1 sheet frozen puff pastry (10″x10″/25cmx25cm)

Flour for dusting

1 round triple cream brie cheese (9oz/255g)

23 tbsp. Spicy Peach Jam (30-45ml)

1 tbsp. slivered blanched almonds

Egg Wash:

1 egg

2 tsp. water (10ml)

Extra jam and almonds for garnish

Instructions

Heat your oven to 350°F (176°C.) Line a baking sheet with parchment paper and set aside.

Thaw puff pastry as per package directions. Prepare your pastry rolling surface by dusting with a small amount of flour. Roll out the pastry slightly.

Unwrap the brie cheese and trace the size into the middle of the rolled pastry. Set the cheese aside. Cut out bits from the corners of the pastry to make optional top designs.

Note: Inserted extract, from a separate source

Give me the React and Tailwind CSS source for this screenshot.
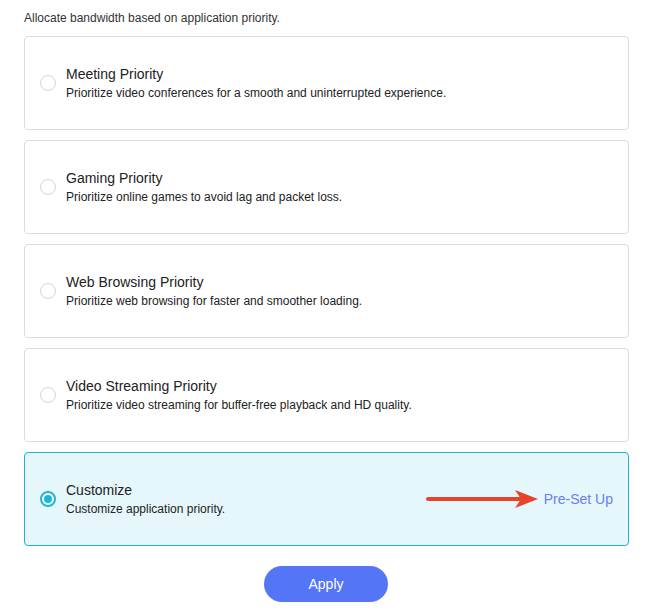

Add the Spicy Peach Jam to the center of the pastry where the size is traced out and then place the slivered almonds on top of the jam.

To make the egg wash, crack the egg into a small bowl and add the water. Beat the egg until lemon colored. Brush the egg wash onto the entire surface of the puff pastry.

Place the brie cheese on top of the almonds and jam. Fold one half of the pastry over the brie, and then the other half. Fold all the edges in, using a little of the egg mixture to seal the edges.

Turn the pastry wrapped brie over so that the top is smooth. Place the wrapped brie on the parchment lined baking pan. Brush the entire exterior with the egg wash. Use the egg wash to attach any extra puff pastry decoration to the top.

Place the baking pan with the brie in the oven and bake for 30 minutes or until golden brown. Remove from the oven. Drizzle with extra jam and garnish with slivered almonds.